Sustainable Global Gardens [SGG] has been promoting tree-planting in East Africa for several years. Most of the trees planted so far have been planted on small-scale farms and have been directly useful to the farmer. Such trees include both fruits [e.g. mango, avocado, pawpaw, bananas, citrus fruits] and multipurpose species [e.g. Grevillea robusta, Azadirachta indica, Markhamia lutea, Moringa oleifera]. The main purpose of such tree-planting has been improvement of the environmental conditions & production on the farm, together with improved socio-economic status for the farming household. This work would therefore fall within Rotary’s ‘economic and community development’ area of focus. Such work also contributes to UN Sustainable Development Goals no 1and 2, the eradication of extreme global poverty and hunger, which are the foundation aims of SGG. For the foreseeable future most of SGG’s planting will continue to be of this type.

SGG has noticed in recent years that many East African farmers have become aware of the changing climate in their locality. We are also know that many of those farmers believe that their lifestyle makes a relatively small contribution to the emission of greenhouse gases which have caused global warming and climate change. They know the main contributors to greenhouse gas emissions are the prosperous industrialised economies of Europe, North America and East Asia. Thus, on the basis of ‘the polluter pays principle’, it is reasonable for them to expect [or at least hope] that the more prosperous will be willing to donate some compensation to those suffering most from climate change. At the same time there are many rotarians in more prosperous countries who realise that climate change is a looming disaster unless major and rapid changes are made to combat climate change. This project, therefore, allows anybody or any Rotary club who wish to make a contribution to climate change mitigation to sponsor East African farmers who are able to plant trees on their behalf.
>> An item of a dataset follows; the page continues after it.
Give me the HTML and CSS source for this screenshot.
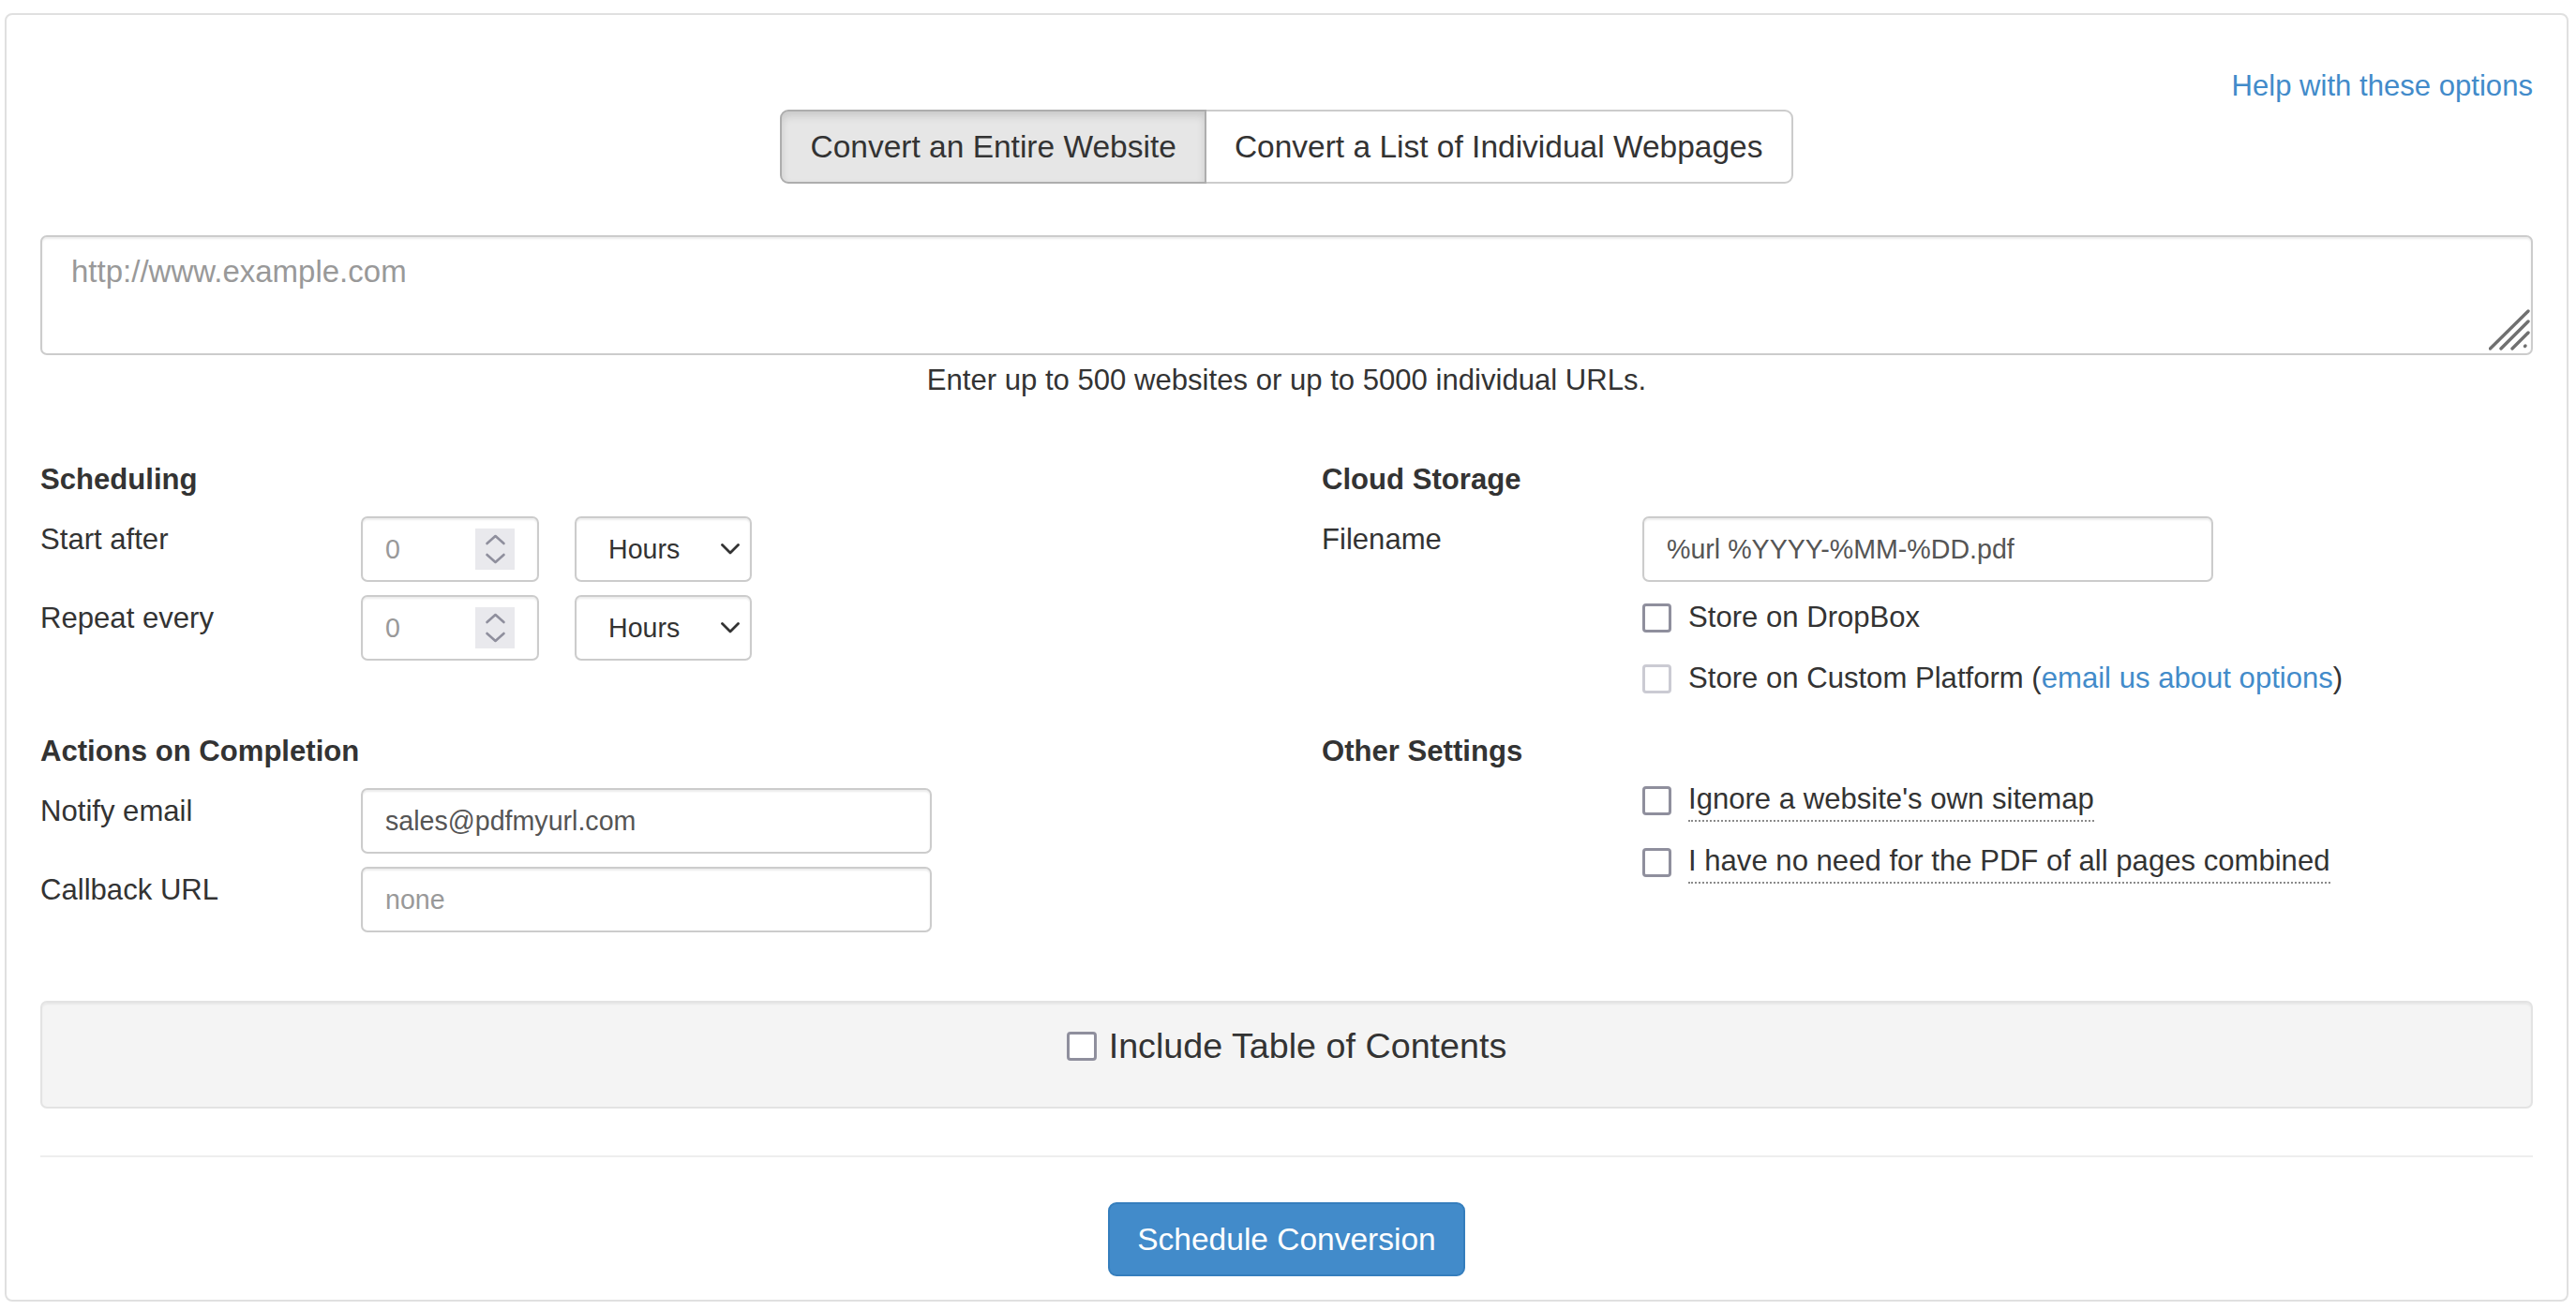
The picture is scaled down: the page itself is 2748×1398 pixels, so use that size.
FILE: index.html
```html
<!DOCTYPE html>
<html lang="en">
<head>
<meta charset="utf-8">
<title>Schedule Conversion</title>
<link rel="stylesheet" href="styles.css">
</head>
<body>
<div class="panel">
  <div class="help-row"><a class="link" href="#">Help with these options</a></div>

  <div class="tabs-row">
    <div class="tab-group">
      <button class="tab tab-active" type="button">Convert an Entire Website</button>
      <button class="tab" type="button">Convert a List of Individual Webpages</button>
    </div>
  </div>

  <div class="url-box">
    <textarea class="url-input" placeholder="http://www.example.com"></textarea>
    <svg class="grip" width="44" height="44" viewBox="0 0 44 44" aria-hidden="true">
      <g stroke="#707070" stroke-width="3.4" stroke-linecap="round" fill="none">
        <line x1="1.5" y1="42" x2="42" y2="2"/>
        <line x1="13" y1="42" x2="42" y2="13"/>
        <line x1="25" y1="42" x2="42" y2="25"/>
        <line x1="38.5" y1="39.5" x2="39" y2="39"/>
      </g>
    </svg>
  </div>
  <p class="hint">Enter up to 500 websites or up to 5000 individual URLs.</p>

  <div class="settings">
    <section class="group">
      <h3 class="group-title">Scheduling</h3>
      <div class="field">
        <span class="field-label">Start after</span>
        <div class="field-controls">
          <div class="control number-control">
            <span class="placeholder">0</span>
            <span class="spinner">
              <svg width="42" height="44" viewBox="0 0 42 44" aria-hidden="true">
                <g stroke="#8f8f9d" stroke-width="2.6" stroke-linecap="round" stroke-linejoin="round" fill="none">
                  <polyline points="12.5,16 21.5,8 30.5,16"/>
                  <polyline points="12.5,28 21.5,36 30.5,28"/>
                </g>
              </svg>
            </span>
          </div>
          <div class="control select-control">
            <span>Hours</span>
            <svg width="20" height="12" viewBox="0 0 20 12" aria-hidden="true">
              <polyline points="1.5,1.5 10,10 18.5,1.5" stroke="#333" stroke-width="2.8" stroke-linecap="round" stroke-linejoin="round" fill="none"/>
            </svg>
          </div>
        </div>
      </div>
      <div class="field">
        <span class="field-label">Repeat every</span>
        <div class="field-controls">
          <div class="control number-control">
            <span class="placeholder">0</span>
            <span class="spinner">
              <svg width="42" height="44" viewBox="0 0 42 44" aria-hidden="true">
                <g stroke="#8f8f9d" stroke-width="2.6" stroke-linecap="round" stroke-linejoin="round" fill="none">
                  <polyline points="12.5,16 21.5,8 30.5,16"/>
                  <polyline points="12.5,28 21.5,36 30.5,28"/>
                </g>
              </svg>
            </span>
          </div>
          <div class="control select-control">
            <span>Hours</span>
            <svg width="20" height="12" viewBox="0 0 20 12" aria-hidden="true">
              <polyline points="1.5,1.5 10,10 18.5,1.5" stroke="#333" stroke-width="2.8" stroke-linecap="round" stroke-linejoin="round" fill="none"/>
            </svg>
          </div>
        </div>
      </div>
    </section>

    <section class="group">
      <h3 class="group-title">Cloud Storage</h3>
      <div class="field">
        <span class="field-label">Filename</span>
        <div class="field-controls">
          <div class="control text-control">%url %YYYY-%MM-%DD.pdf</div>
        </div>
      </div>
      <div class="check-row check-first">
        <span class="checkbox"></span>
        <span>Store on DropBox</span>
      </div>
      <div class="check-row check-next">
        <span class="checkbox checkbox-disabled"></span>
        <span>Store on Custom Platform (<a class="link" href="#">email us about options</a>)</span>
      </div>
    </section>

    <section class="group">
      <h3 class="group-title">Actions on Completion</h3>
      <div class="field">
        <span class="field-label">Notify email</span>
        <div class="field-controls">
          <div class="control text-control">sales@pdfmyurl.com</div>
        </div>
      </div>
      <div class="field">
        <span class="field-label">Callback URL</span>
        <div class="field-controls">
          <div class="control text-control"><span class="placeholder">none</span></div>
        </div>
      </div>
    </section>

    <section class="group">
      <h3 class="group-title">Other Settings</h3>
      <div class="check-row check-other-first">
        <span class="checkbox"></span>
        <span class="dotted">Ignore a website's own sitemap</span>
      </div>
      <div class="check-row check-other-next">
        <span class="checkbox"></span>
        <span class="dotted">I have no need for the PDF of all pages combined</span>
      </div>
    </section>
  </div>

  <div class="well">
    <div class="toc-label">
      <span class="checkbox checkbox-toc"></span>
      <span>Include Table of Contents</span>
    </div>
  </div>

  <hr class="divider">

  <div class="actions">
    <button class="btn-primary" type="button">Schedule Conversion</button>
  </div>
</div>
</body>
</html>
```

FILE: styles.css
```css
* {
  box-sizing: border-box;
}

html,
body {
  margin: 0;
  background: #fff;
}

body {
  font-family: "Liberation Sans", Arial, sans-serif;
  font-size: 31.1px;
  line-height: 44px;
  color: #333;
  padding: 14px 0 0 5px;
}

.panel {
  width: 2735px;
  border: 2px solid #e0e0e0;
  border-radius: 8px;
  padding: 54px 36px 25px;
}

.help-row {
  text-align: right;
  height: 44px;
}

.link {
  color: #428bca;
  text-decoration: none;
}

.tabs-row {
  display: flex;
  justify-content: center;
  margin-top: 3px;
}

.tab-group {
  display: flex;
}

.tab {
  font-family: inherit;
  font-size: 33.5px;
  line-height: 45px;
  padding: 15px 30px;
  margin: 0;
  border: 2px solid #ccc;
  background: #fff;
  color: #333;
}

.tab:first-child {
  border-radius: 9px 0 0 9px;
}

.tab:last-child {
  border-radius: 0 9px 9px 0;
  margin-left: -2px;
}

.tab-active {
  background: #e6e6e6;
  border-color: #adadad;
  box-shadow: inset 0 5px 9px rgba(0, 0, 0, 0.125);
  z-index: 1;
  position: relative;
}

.url-box {
  position: relative;
  margin-top: 55px;
}

.url-input {
  display: block;
  width: 100%;
  height: 128px;
  resize: none;
  font-family: inherit;
  font-size: 33px;
  line-height: 44px;
  padding: 15px 31px;
  border: 2px solid #ccc;
  border-radius: 7px;
  box-shadow: inset 0 2px 2px rgba(0, 0, 0, 0.075);
  color: #555;
  outline: none;
}

.url-input::placeholder {
  color: #999;
}

.grip {
  position: absolute;
  right: 3px;
  bottom: 5px;
}

.hint {
  margin: 5px 0 0;
  text-align: center;
}

.settings {
  display: grid;
  grid-template-columns: 1292px 1292px;
  column-gap: 75px;
  row-gap: 34px;
  align-items: start;
  margin-top: 62px;
}

.group-title {
  margin: 0;
  font-size: 31.1px;
  line-height: 44px;
  font-weight: bold;
}

.field {
  display: grid;
  grid-template-columns: 342px auto;
  margin-top: 17px;
}

.field + .field {
  margin-top: 14px;
}

.field-label {
  padding-top: 3px;
}

.field-controls {
  display: flex;
  gap: 38px;
}

.control {
  height: 70px;
  border: 2px solid #ccc;
  border-radius: 7px;
  box-shadow: inset 0 2px 2px rgba(0, 0, 0, 0.075);
  background: #fff;
  display: flex;
  align-items: center;
  font-size: 28.6px;
  line-height: 40px;
}

.placeholder {
  color: #999;
}

.number-control {
  width: 190px;
  padding: 0 24px;
  justify-content: space-between;
}

.spinner {
  display: flex;
  width: 42px;
  height: 44px;
  background: #e9e9ed;
}

.select-control {
  width: 189px;
  padding: 0 11px 0 34px;
  justify-content: space-between;
  color: #333;
}

.text-control {
  width: 609px;
  padding: 0 24px;
  color: #555;
}

.check-row {
  display: flex;
  align-items: center;
  gap: 18px;
  padding-left: 342px;
  line-height: 44px;
}

.check-first {
  margin-top: 16px;
}

.check-next {
  margin-top: 21px;
}

.check-other-first {
  margin-top: 7px;
}

.check-other-next {
  margin-top: 20px;
}

.checkbox {
  flex: none;
  width: 31px;
  height: 31px;
  border: 3px solid #8f8f9d;
  border-radius: 4px;
  background: #fff;
}

.checkbox-disabled {
  border-color: #cbcbd3;
}

.dotted {
  border-bottom: 2px dotted #8a8a8a;
}

.well {
  margin-top: 73px;
  background: #f4f4f4;
  border: 2px solid #e3e3e3;
  border-radius: 7px;
  box-shadow: inset 0 2px 2px rgba(0, 0, 0, 0.05);
  padding: 20px 0 38px;
  display: flex;
  justify-content: center;
}

.toc-label {
  display: flex;
  align-items: center;
  gap: 13px;
  font-size: 37.7px;
  line-height: 53px;
}

.checkbox-toc {
  width: 32px;
}

.divider {
  margin: 50px 0 0;
  height: 0;
  border: 0;
  border-top: 2px solid #eee;
}

.actions {
  display: flex;
  justify-content: center;
  margin-top: 48px;
}

.btn-primary {
  font-family: inherit;
  font-size: 33.5px;
  line-height: 45px;
  padding: 15px 29px;
  margin: 0;
  border: 2px solid #357ebd;
  border-radius: 9px;
  background: #428bca;
  color: #fff;
}
```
One of the problems of tree-planting is that it usually takes a few years for the benefits of tree-planting to be realised. Sometimes Mother Nature can achieve the same benefits in less time. SGG is aware of locations where forest restoration is being encouraged by ‘spot planting’, but where most of the new trees have grown naturally without human action. This is a third approach to planting which we intend to promote.